A while ago, I went to a little pho restaurant near my house before heading off to school for one of my later classes. I went in, ordered, and ate. While I was eating, I couldn't help but notice a Caucasian man in the restaurant also ordering.

He was noticeably frustrated by the language barrier, but he eventually was able to get something. When they brought out the food, he had to send it back because it wasn't exactly what he ordered. It came back and it still wasn't what he ordered. Eventually he just got up, paid for his drink, and left.
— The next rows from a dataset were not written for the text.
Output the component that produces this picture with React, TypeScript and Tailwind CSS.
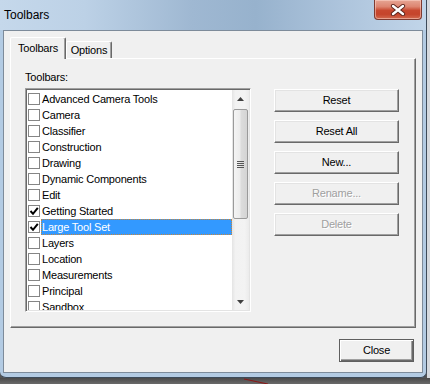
import React from "react";

const items: [string, boolean][] = [
  ["Advanced Camera Tools", false],
  ["Camera", false],
  ["Classifier", false],
  ["Construction", false],
  ["Drawing", false],
  ["Dynamic Components", false],
  ["Edit", false],
  ["Getting Started", true],
  ["Large Tool Set", true],
  ["Layers", false],
  ["Location", false],
  ["Measurements", false],
  ["Principal", false],
  ["Sandbox", false],
];

function Check() {
  return (
    <svg width="10" height="10" viewBox="0 0 10 10">
      <path d="M1.5 5 L4 7.8 L8.8 1.8" fill="none" stroke="#000" strokeWidth="2" />
    </svg>
  );
}

function Button({ label, disabled }: { label: string; disabled?: boolean }) {
  return (
    <div className="w-[125px] h-[23px] flex items-center justify-center bg-[#f0f0f0] border border-t-white border-l-white border-r-[#696969] border-b-[#696969] shadow-[inset_-1px_-1px_0_#a0a0a0,inset_1px_1px_0_#e3e3e3]">
      <span
        className={
          disabled
            ? "text-[#a0a0a0] [text-shadow:1px_1px_0_#ffffff]"
            : "text-black"
        }
      >
        {label}
      </span>
    </div>
  );
}

export default function App() {
  return (
    <div
      className="w-[430px] h-[384px] flex flex-col bg-[#555555] overflow-hidden text-[11px] leading-[13px] tracking-[-0.2px] text-black"
      style={{ fontFamily: '"Liberation Sans", Arial, sans-serif' }}
    >
      <div className="flex h-[378px]">
        <div className="relative w-[427px] h-[378px] flex flex-col bg-[#b3cbe3] border-r border-b border-[#3d4b5a] rounded-b-[6px]">
          {/* Title bar */}
          <div className="h-[30px] flex items-center pl-[4px] bg-[linear-gradient(90deg,#c5d8eb_0%,#bcd1e6_20%,#9fb8d2_45%,#97b2cd_60%,#adc4dc_80%,#c1d5e9_100%)]">
            <span className="text-[12px] leading-[14px] tracking-normal text-black">Toolbars</span>
          </div>
          <div className="absolute right-[4px] top-0 w-[48px] h-[20px] rounded-b-[4px] border border-t-0 border-[#7e3a30] bg-[linear-gradient(180deg,#e6a594_0%,#dd8571_35%,#c8482f_55%,#c5442b_75%,#d26a4f_100%)] shadow-[inset_0_0_0_1px_rgba(255,220,210,0.5)] flex items-center justify-center">
            <svg width="16" height="12" viewBox="0 0 16 12">
              <path d="M3 2 L13 10 M13 2 L3 10" stroke="#5a241c" strokeWidth="4.2" strokeLinecap="round" />
              <path d="M3 2 L13 10 M13 2 L3 10" stroke="#ffffff" strokeWidth="2.4" strokeLinecap="round" />
            </svg>
          </div>

          {/* Client area */}
          <div className="mx-[3px] h-[343px] border border-[#7d8b9a] bg-[#f0f0f0] flex flex-col pl-[6px] pt-[6px]">
            {/* Tabs */}
            <div className="flex items-end h-[21px]">
              <div className="relative z-10 -mb-px w-[56px] h-[22px] flex items-center justify-center bg-[#f0f0f0] border-l border-t border-white border-r border-r-[#696969] rounded-t-[2px] shadow-[inset_-1px_0_0_#a0a0a0]">
                Toolbars
              </div>
              <div className="w-[46px] h-[17px] flex items-center justify-center bg-[#f0f0f0] border-l border-t border-white border-r border-r-[#696969] rounded-t-[2px] shadow-[inset_-1px_0_0_#a0a0a0]">
                Options
              </div>
            </div>

            {/* Panel */}
            <div className="w-[406px] h-[270px] flex pl-[14px] pt-[12px] border border-t-white border-l-white border-r-[#696969] border-b-[#696969] shadow-[inset_-1px_-1px_0_#a0a0a0]">
              <div className="flex flex-col">
                <div className="h-[13px]">Toolbars:</div>
                <div className="mt-[4px] w-[226px] h-[224px] p-[1px] border border-t-[#a0a0a0] border-l-[#a0a0a0] border-r-white border-b-white shadow-[inset_1px_1px_0_#696969,inset_-1px_-1px_0_#e3e3e3] flex">
                  <div className="flex-1 bg-white overflow-hidden pt-[1px]">
                    {items.map(([name, checked]) => {
                      const selected = name === "Large Tool Set";
                      return (
                        <div key={name} className="h-[16px] flex items-center">
                          <div className="ml-[1px] w-[12px] h-[12px] border border-[#858585] bg-white flex items-center justify-center shrink-0">
                            {checked && <Check />}
                          </div>
                          <div
                            className={
                              selected
                                ? "ml-px flex-1 h-[16px] flex items-center border border-dotted border-[#c8863a] bg-[#3399ff] text-white"
                                : "ml-px flex-1 h-[16px] flex items-center border border-transparent"
                            }
                          >
                            <span className="leading-[14px]">{name}</span>
                          </div>
                        </div>
                      );
                    })}
                  </div>
                  {/* Scrollbar */}
                  <div className="w-[17px] flex flex-col bg-[linear-gradient(90deg,#e4e4e4_0%,#f2f2f2_20%,#f3f3f3_75%,#ebebeb_100%)]">
                    <div className="h-[17px] flex items-center justify-center">
                      <svg width="7" height="4" viewBox="0 0 7 4">
                        <path d="M3.5 0 L7 4 L0 4 Z" fill="#3f3f3f" />
                      </svg>
                    </div>
                    <div className="mt-[2px] mx-[1px] h-[110px] rounded-[2px] border border-[#9a9a9a] bg-[linear-gradient(90deg,#f4f4f4_0%,#ececec_45%,#dcdcdc_55%,#d4d4d4_100%)] flex items-center justify-center">
                      <svg width="7" height="7" viewBox="0 0 7 7">
                        <path d="M0 0.5 H7 M0 2.5 H7 M0 4.5 H7 M0 6.5 H7" stroke="#555" strokeWidth="1" />
                      </svg>
                    </div>
                    <div className="flex-1" />
                    <div className="h-[17px] flex items-center justify-center">
                      <svg width="7" height="4" viewBox="0 0 7 4">
                        <path d="M0 0 L7 0 L3.5 4 Z" fill="#3f3f3f" />
                      </svg>
                    </div>
                  </div>
                </div>
              </div>

              <div className="ml-[23px] mt-[18px] flex flex-col gap-[8px]">
                <Button label="Reset" />
                <Button label="Reset All" />
                <Button label="New..." />
                <Button label="Rename..." disabled />
                <Button label="Delete" disabled />
              </div>
            </div>

            {/* Close row */}
            <div className="mt-[11px] flex justify-end pr-[8px]">
              <div className="w-[75px] h-[23px] flex items-center justify-center bg-[#f0f0f0] border border-[#5f5f5f] shadow-[inset_1px_1px_0_#ffffff,inset_-1px_-1px_0_#696969,inset_-2px_-2px_0_#a0a0a0]">
                Close
              </div>
            </div>
          </div>
          <div className="flex-1" />
        </div>
        <div className="flex-1 bg-[#d5d9de]" />
      </div>
      <div className="h-[6px] flex bg-[linear-gradient(180deg,#4a4a4a,#6a6a6a)]">
        <svg className="ml-[244px]" width="24" height="6" viewBox="0 0 24 6">
          <path d="M0 1 L24 6" stroke="#8a1a1a" strokeWidth="1.2" />
        </svg>
      </div>
    </div>
  );
}
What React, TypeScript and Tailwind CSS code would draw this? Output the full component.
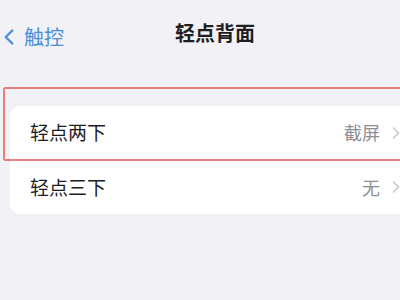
import { ChevronLeft, ChevronRight } from "lucide-react";

const font = { fontFamily: '"Noto Sans CJK SC", "Noto Sans", sans-serif' };

function Row({
  label,
  value,
  last,
}: {
  label: string;
  value: string;
  last?: boolean;
}) {
  return (
    <div className="flex h-[54px] items-center pl-[20px]">
      <div
        className={`flex h-full flex-1 items-center pr-[4px] ${
          last ? "" : "border-b border-[#ececf0]"
        }`}
      >
        <span className="flex-1 text-[19px] text-[#1c1c1e]">{label}</span>
        <span className="text-[18px] text-[#8e8e93]">{value}</span>
        <ChevronRight className="ml-[6px] h-[20px] w-[20px] text-[#c4c4c8]" strokeWidth={1.6} />
      </div>
    </div>
  );
}

export default function App() {
  return (
    <div
      className="relative h-[300px] w-[400px] overflow-hidden bg-[#f1f1f6]"
      style={font}
    >
      {/* Nav bar */}
      <div className="relative flex h-[70px] items-start pt-[22px]">
        <div className="flex items-center text-[#4a8fdc]">
          <ChevronLeft className="ml-[-4px] h-[26px] w-[26px]" strokeWidth={2.2} />
          <span className="ml-[2px] text-[20px]">触控</span>
        </div>
        <div className="absolute left-[175px] top-[18px] text-[20px] font-bold text-[#1f1f1f]">
          轻点背面
        </div>
      </div>

      {/* Card */}
      <div className="ml-[10px] mt-[36px] w-[400px] overflow-hidden rounded-[10px] bg-white">
        <Row label="轻点两下" value="截屏" />
        <Row label="轻点三下" value="无" last />
      </div>

      {/* Highlight annotation */}
      <div className="absolute left-[3px] top-[87px] h-[74px] w-[420px] rounded-[2px] border-2 border-[#e98080]" />
    </div>
  );
}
As I didn't know why I didn't offer my help. And I wondered, after he left, if I did help out, would it have helped make someone's day a little bit better? After all, why not, right? I speak Vietnamese, and he had trouble communicating, so why not right?

They say that the decisions that we make today are due to the decisions we've made in the past. Every time we do something, we wonder, if only for a brief moment, "Hey, what happened last time I did this?" It is also said that we're the sum of our mistakes and experiences, so perhaps we all get distinct quirks of our personality from something from our past.

Tuesday, March 17, 2009

Feelin' New

It's been hella years since my injury where I broke my ankle. Whenever I tried to run, it'd always hurt after about five minutes, and I'd stop and do something less intensive, like the elliptical machine or the stair master (the stair master is an evil, evil machine, btw) And so, without changing my eating habits (pho or BCD after a late night partying, KBBQ twice a week, All you can eat such, and other things that should be taken in moderation, I mean, did you know one shot of tequila has 200 calories?) my figure noticeably got bigger. =(

So one day I woke up, went to the ARC and went on the treadmill, and ran. I was tuning out on with my music when I checked the time, I had been running for ten minutes, and I was still doing fine. I ended up finishing with 20 minutes. Thinking it was only a one day occurance, I went back the next day, then the next day, and the next day, and I realized, hey, I can finally run again.

And it may seem a little trivial, how important running is, and as cliche as this might sound, but until that abillity has been taken away from you, you don't really realize the importance of such things until then. So it's been fun running these past few days (finals week notwithstanding).

It's the small things in life that keep us running through it, don't you think?